Ciao ragazzi, sarebbe interessante - per chi ne avesse il tempo - fare una ricerca sulla percezione del sud America da parte di noi italiani, con tutto il carico di esotismo che porta con sé: se fossi l'ipotetico relatore di una tesi di laurea immaginaria, appiopperei allo studente/studentessa di turno il titolo "Da Paolo Conte a Lola Ponce: ti accorgi che il Sud America sta qua", lanciando poi l'autore/trice del lavoro verso un meritato 110/110 e lode con bacio [perugina] accademico.

Ovviamente, un capitolo a parte della tesi lo vorrei dedicato al cinema, anticipando, con voi e per voi, quello che mi piacerebbe leggere in questo ipotetico scritto circa "Banana Joe" ('82), di Stefano Vanzina in arte Steno, lavoro essenziale nell'economia del mio discorso.

Film senza troppe pretese, ma profondo forse più di quanto non sembri, "Banana Joe" ci narra di un un gigante buono (interpretato da un Bud Spencer in ottima forma) che, in un fantasioso Brasile, lavora come autotrasportatore di banane, principale ricchezza locale, in piena armonia con la popolazione autoctona, che lo adora per la sua generosità e semplicità. Questo piccolo Eden - ancorché povero - viene turbato dall'arrivo di una ghenga che mira a commercializzare in maniera massiva le banane, spezzando i piccoli commerci di Banana Joe e della popolazione locale. Ma Banana non sembra essere d'accordo, cosicché, fra scazzottate ed avventure varie (burocratiche, sentimentali, militari), riuscirà ad impedire l'avvento di questi industriali, capeggiando una piccola ma pacifica rivolta all'insegna dell'equità sociale.

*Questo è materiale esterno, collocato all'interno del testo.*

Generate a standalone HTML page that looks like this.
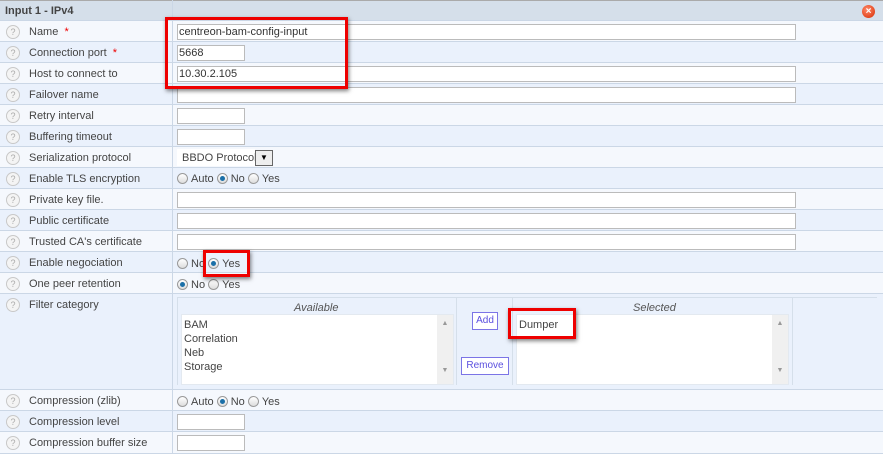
<!DOCTYPE html><html><head><style>
body{margin:0;width:883px;height:454px;overflow:hidden;background:#fff;font-family:"Liberation Sans",Arial,sans-serif;font-size:11px;color:#444;position:relative}
.r{position:absolute;left:0;width:883px;border-bottom:1px solid #cbd7e6;box-sizing:border-box}
.a{background:#f5f8fd}.b{background:#eaf1fc}
.q{position:absolute;left:6px;width:12px;height:12px;border:1px solid #c8c8c8;border-radius:50%;background:#f4f4f4;color:#aaa;font-size:9px;text-align:center;line-height:12px}
.l{position:absolute;left:29px}
.s{color:#e00}
.in{position:absolute;left:177px;height:16px;border:1px solid #bbb;background:#fff;box-sizing:border-box;font-size:11px;line-height:14px;padding-left:1px;color:#333}
.w{width:619px}.n{width:68px}
.vl{position:absolute;left:172px;top:0;width:1px;height:454px;background:#cbd7e6}
.rad{display:inline-block;width:11px;height:11px;border:1px solid #999;border-radius:50%;background:linear-gradient(#fff,#ddd);vertical-align:-2px;margin-right:3px;box-sizing:border-box;position:relative}
.on::after{content:"";position:absolute;left:2px;top:2px;width:5px;height:5px;border-radius:50%;background:#1a6fa8}
.rt{position:absolute;left:177px}
.red{position:absolute;border:3px solid #e00;box-shadow:1px 2px 4px rgba(0,0,0,.5)}
.list{position:absolute;background:#fff;border:1px solid #e3e9f0}
.sb{position:absolute;right:0;top:0;width:16px;height:100%;background:#f0f0f0;color:#999;font-size:7px;text-align:center}
.btn{position:absolute;border:1px solid #7b74e6;color:#5a4fdf;background:#fff;text-align:center;line-height:15px;font-size:10px}
</style></head><body>
<div class="r" style="top:0;height:21px;background:#d5dfea;border-top:1px solid #aaa"><span style="position:absolute;left:5px;top:4px;font-weight:bold;color:#444">Input 1 - IPv4</span>
<div style="position:absolute;left:862px;top:4px;width:13px;height:13px;border-radius:50%;background:radial-gradient(circle at 40% 35%,#ff8a6a,#d72a00);color:#fff;font-size:10px;font-weight:bold;text-align:center;line-height:13px">×</div></div>
<div class="r a" style="top:21px;height:21px"><div class="q" style="top:4px">?</div><span class="l" style="top:5px">Name &nbsp;<span class="s">*</span></span><div class="in w" style="top:3px">centreon-bam-config-input</div></div>
<div class="r b" style="top:42px;height:21px"><div class="q" style="top:4px">?</div><span class="l" style="top:5px">Connection port &nbsp;<span class="s">*</span></span><div class="in n" style="top:3px">5668</div></div>
<div class="r a" style="top:63px;height:21px"><div class="q" style="top:4px">?</div><span class="l" style="top:5px">Host to connect to</span><div class="in w" style="top:3px">10.30.2.105</div></div>
<div class="r b" style="top:84px;height:21px"><div class="q" style="top:4px">?</div><span class="l" style="top:5px">Failover name</span><div class="in w" style="top:3px"></div></div>
<div class="r a" style="top:105px;height:21px"><div class="q" style="top:4px">?</div><span class="l" style="top:5px">Retry interval</span><div class="in n" style="top:3px"></div></div>
<div class="r b" style="top:126px;height:21px"><div class="q" style="top:4px">?</div><span class="l" style="top:5px">Buffering timeout</span><div class="in n" style="top:3px"></div></div>
<div class="r a" style="top:147px;height:21px"><div class="q" style="top:4px">?</div><span class="l" style="top:5px">Serialization protocol</span><div style="position:absolute;left:177px;top:2px;width:78px;height:17px;background:#fff"></div><span class="rt" style="top:5px;left:182px;color:#444">BBDO Protocol</span><div style="position:absolute;left:255px;top:3px;width:16px;height:14px;border:1px solid #666;background:#eee;font-size:8px;text-align:center;line-height:14px;color:#000">▼</div></div>
<div class="r b" style="top:168px;height:21px"><div class="q" style="top:4px">?</div><span class="l" style="top:5px">Enable TLS encryption</span><span class="rt" style="top:5px"><span class="rad"></span>Auto <span class="rad on"></span>No <span class="rad"></span>Yes</span></div>
<div class="r a" style="top:189px;height:21px"><div class="q" style="top:4px">?</div><span class="l" style="top:5px">Private key file.</span><div class="in w" style="top:3px"></div></div>
<div class="r b" style="top:210px;height:21px"><div class="q" style="top:4px">?</div><span class="l" style="top:5px">Public certificate</span><div class="in w" style="top:3px"></div></div>
<div class="r a" style="top:231px;height:21px"><div class="q" style="top:4px">?</div><span class="l" style="top:5px">Trusted CA's certificate</span><div class="in w" style="top:3px"></div></div>
<div class="r b" style="top:252px;height:21px"><div class="q" style="top:4px">?</div><span class="l" style="top:5px">Enable negociation</span><span class="rt" style="top:6px"><span class="rad"></span>No <span class="rad on"></span>Yes</span></div>
<div class="r a" style="top:273px;height:21px"><div class="q" style="top:4px">?</div><span class="l" style="top:5px">One peer retention</span><span class="rt" style="top:6px"><span class="rad on"></span>No <span class="rad"></span>Yes</span></div>
<div class="r b" style="top:294px;height:96px"><div class="q" style="top:4px">?</div><span class="l" style="top:5px">Filter category</span>
<div style="position:absolute;left:177px;top:3px;width:700px;height:1px;background:#d5dfea"></div>
<div style="position:absolute;left:177px;top:4px;width:1px;height:87px;background:#d5dfea"></div>
<div style="position:absolute;left:456px;top:4px;width:1px;height:87px;background:#d5dfea"></div>
<div style="position:absolute;left:512px;top:4px;width:1px;height:87px;background:#d5dfea"></div>
<div style="position:absolute;left:792px;top:4px;width:1px;height:87px;background:#d5dfea"></div>
<i style="position:absolute;left:294px;top:8px;color:#555">Available</i>
<i style="position:absolute;left:633px;top:8px;color:#555">Selected</i>
<div class="list" style="left:181px;top:20px;width:271px;height:69px"><div style="padding:3px 0 0 2px;line-height:14px;font-size:11px">BAM<br>Correlation<br>Neb<br>Storage</div><div class="sb"><div style="margin-top:5px">▲</div><div style="margin-top:40px">▼</div></div></div>
<div class="list" style="left:516px;top:20px;width:271px;height:69px"><div style="padding:3px 0 0 2px;line-height:14px">Dumper</div><div class="sb"><div style="margin-top:5px">▲</div><div style="margin-top:40px">▼</div></div></div>
<div class="btn" style="left:472px;top:18px;width:24px;height:16px">Add</div>
<div class="btn" style="left:461px;top:63px;width:46px;height:16px">Remove</div>
</div>
<div class="r a" style="top:390px;height:21px"><div class="q" style="top:4px">?</div><span class="l" style="top:5px">Compression (zlib)</span><span class="rt" style="top:6px"><span class="rad"></span>Auto <span class="rad on"></span>No <span class="rad"></span>Yes</span></div>
<div class="r b" style="top:411px;height:21px"><div class="q" style="top:4px">?</div><span class="l" style="top:5px">Compression level</span><div class="in n" style="top:3px"></div></div>
<div class="r a" style="top:432px;height:22px"><div class="q" style="top:4px">?</div><span class="l" style="top:5px">Compression buffer size</span><div class="in n" style="top:3px"></div></div>
<div class="vl"></div>
<div class="red" style="left:165px;top:17px;width:177px;height:66px"></div>
<div class="red" style="left:203px;top:250px;width:41px;height:21px"></div>
<div class="red" style="left:508px;top:308px;width:62px;height:25px"></div>
</body></html>
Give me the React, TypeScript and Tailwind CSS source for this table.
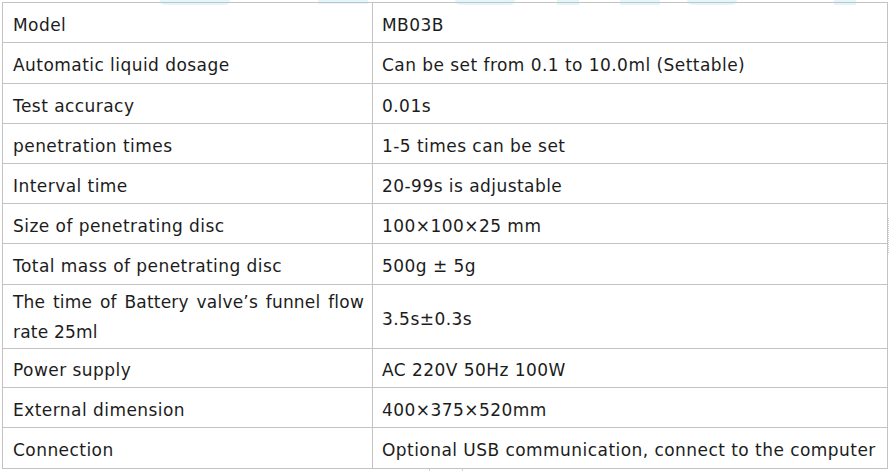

La storia, come accennavo, ricalca il solito cliché di Davide contro Golia, ed è ben sorretta da un soggetto vario, giovandosi, oltre che della tenuta scenica del nostro Bud, della partecipazione di caratteristi di razza (dall'ottimo Gianfranco Barra a Mario Scarpetta ed Enzo Garinei, passando per l'esagitato Giorgio Bracardi). Professionale la regia di Steno e gustosissima la colonna sonora, speziata di salsa e calypso, dei fratelli De Angelis: indimenticabile, in particolare, la canzone dei titoli di testa, vero asse portante dell'intero commento musicale del film.

L'aspetto più interessante del lavoro in commento riguarda, tuttavia, la già accennata percezione del Sud America da parte di Steno e degli autori del film: da un lato essa può apparire bozzettistica - certamente occulta le reali povertà e gli autentici disagi del continente - ma, dall'altro, non appare scevra di un certo tocco poetico, specie dove dipinge la levità degli abitanti del piccolo villaggio, la loro purezza e simpatia; le quali, a mio sommesso avviso, non derivano da una semplicistica (ed un poco razzista) concezione del "buon selvaggio", ma dalla consapevolezza che, in un contesto di autentica povertà e di quotidiano rapporto con la morte, l'Uomo non cessa mai d'essere tale, conservando i propri sentimenti, le proprie aspirazioni e passioni, come pure la propria voglia di indipendenza ed autonomia.

In tal senso, il viaggio di Joe dalla confusione del proprio villaggio verso la città, è, parallelamente, la descrizione del contatto dell'individuo con i poteri che cercano di soggiogarlo, di sopprimere quell'individualismo quasi infantile di cui il Nostro è portatore sano, nella sua innata ingenuità: riottoso alle burocrazie, alla milizia, alla prevaricazione dei potenti, poetico nei rapporti con il gentil sesso, Joe è un umile portatore di umanesimo in un mondo che tende al degrado ed alla corruzione, come pure ultimo baluardo dei "deboli" nei confronti di chi vuol prevaricare. Irreale ed irrealizzabile, direte Voi, ma, nella sua tenerezza di fondo, particolarmente epico.

E' forse per questo che un film come "Banana Joe", alla sua uscita, piacque in egual modo a bambini ed adulti: porta con sé l'iconoclastia, la furia distruttiva, del bambino che non vuol essere costretto in uno spazio conchiuso e non vuol subire gli ordini immotivati di altri; al contempo, ricorda ai papà ed alle mamme di esser stati, in un qualche tempo, liberi come Banana, rammentando rivoluzioni immaginarie, forse mai avviate e probabilmente soppresse da mutui da pagare, o addormentate nella placida routine di un treno da pendolari, mentre magari si sogna di essere alla guida di un camion, giù nel Mato Grosso, trasportando banane verso non si sa dove, protagonisti di un racconto di un Marquez o di un Vargas Llosa, ma anche di un Sergio Bonelli qualsiasi, possibilmente nella parte di Mister No.